Exercise objective
Each line below should be quoted exactly, please.

Data segment
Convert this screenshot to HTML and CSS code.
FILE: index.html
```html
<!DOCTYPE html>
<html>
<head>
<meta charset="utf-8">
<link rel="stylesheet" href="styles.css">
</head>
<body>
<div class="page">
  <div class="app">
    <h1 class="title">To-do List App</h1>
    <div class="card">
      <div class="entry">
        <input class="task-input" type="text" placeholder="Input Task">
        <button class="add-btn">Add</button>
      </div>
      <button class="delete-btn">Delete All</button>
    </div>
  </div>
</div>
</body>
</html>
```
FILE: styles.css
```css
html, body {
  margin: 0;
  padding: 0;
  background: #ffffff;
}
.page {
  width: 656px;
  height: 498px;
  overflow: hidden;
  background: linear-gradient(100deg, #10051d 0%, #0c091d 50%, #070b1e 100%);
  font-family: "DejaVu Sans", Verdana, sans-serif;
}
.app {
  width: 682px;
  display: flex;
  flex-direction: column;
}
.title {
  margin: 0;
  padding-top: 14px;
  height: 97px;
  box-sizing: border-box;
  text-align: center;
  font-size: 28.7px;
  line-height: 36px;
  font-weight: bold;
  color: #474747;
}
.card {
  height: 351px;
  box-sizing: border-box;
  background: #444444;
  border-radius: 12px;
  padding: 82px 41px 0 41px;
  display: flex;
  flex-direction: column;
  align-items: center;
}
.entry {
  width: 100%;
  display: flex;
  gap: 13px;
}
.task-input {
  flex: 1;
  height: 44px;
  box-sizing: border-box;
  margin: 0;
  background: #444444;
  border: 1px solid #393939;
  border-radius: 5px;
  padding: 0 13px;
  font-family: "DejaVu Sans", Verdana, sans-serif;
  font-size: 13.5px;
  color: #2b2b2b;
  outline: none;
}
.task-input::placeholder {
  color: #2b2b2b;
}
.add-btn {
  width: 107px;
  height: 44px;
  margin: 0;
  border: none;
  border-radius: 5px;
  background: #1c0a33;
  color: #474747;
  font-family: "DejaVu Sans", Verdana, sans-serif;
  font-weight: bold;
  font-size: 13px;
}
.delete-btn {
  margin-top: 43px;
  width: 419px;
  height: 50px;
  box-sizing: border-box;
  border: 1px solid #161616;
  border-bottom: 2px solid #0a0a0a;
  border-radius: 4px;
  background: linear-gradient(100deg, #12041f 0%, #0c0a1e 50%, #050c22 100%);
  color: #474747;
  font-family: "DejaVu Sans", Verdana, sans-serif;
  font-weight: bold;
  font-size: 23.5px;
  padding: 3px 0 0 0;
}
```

Response for this exercise
Convert this screenshot to HTML and CSS code.
FILE: index.html
```html
<!DOCTYPE html>
<html>
<head>
<meta charset="utf-8">
<link rel="stylesheet" href="styles.css">
</head>
<body>
<div class="page">
  <div class="app">
    <h1 class="title">To-do List App</h1>
    <div class="card">
      <div class="entry">
        <input class="task-input" type="text" placeholder="Input Task">
        <button class="add-btn">Add</button>
      </div>
      <button class="delete-btn">Delete All</button>
    </div>
  </div>
</div>
</body>
</html>
```
FILE: styles.css
```css
html, body {
  margin: 0;
  padding: 0;
  background: #ffffff;
}
.page {
  width: 656px;
  height: 498px;
  overflow: hidden;
  background: linear-gradient(100deg, #10051d 0%, #0c091d 50%, #070b1e 100%);
  font-family: "DejaVu Sans", Verdana, sans-serif;
}
.app {
  width: 682px;
  display: flex;
  flex-direction: column;
}
.title {
  margin: 0;
  padding-top: 14px;
  height: 97px;
  box-sizing: border-box;
  text-align: center;
  font-size: 28.7px;
  line-height: 36px;
  font-weight: bold;
  color: #474747;
}
.card {
  height: 351px;
  box-sizing: border-box;
  background: #444444;
  border-radius: 12px;
  padding: 82px 41px 0 41px;
  display: flex;
  flex-direction: column;
  align-items: center;
}
.entry {
  width: 100%;
  display: flex;
  gap: 13px;
}
.task-input {
  flex: 1;
  height: 44px;
  box-sizing: border-box;
  margin: 0;
  background: #444444;
  border: 1px solid #393939;
  border-radius: 5px;
  padding: 0 13px;
  font-family: "DejaVu Sans", Verdana, sans-serif;
  font-size: 13.5px;
  color: #2b2b2b;
  outline: none;
}
.task-input::placeholder {
  color: #2b2b2b;
}
.add-btn {
  width: 107px;
  height: 44px;
  margin: 0;
  border: none;
  border-radius: 5px;
  background: #1c0a33;
  color: #474747;
  font-family: "DejaVu Sans", Verdana, sans-serif;
  font-weight: bold;
  font-size: 13px;
}
.delete-btn {
  margin-top: 43px;
  width: 419px;
  height: 50px;
  box-sizing: border-box;
  border: 1px solid #161616;
  border-bottom: 2px solid #0a0a0a;
  border-radius: 4px;
  background: linear-gradient(100deg, #12041f 0%, #0c0a1e 50%, #050c22 100%);
  color: #474747;
  font-family: "DejaVu Sans", Verdana, sans-serif;
  font-weight: bold;
  font-size: 23.5px;
  padding: 3px 0 0 0;
}
```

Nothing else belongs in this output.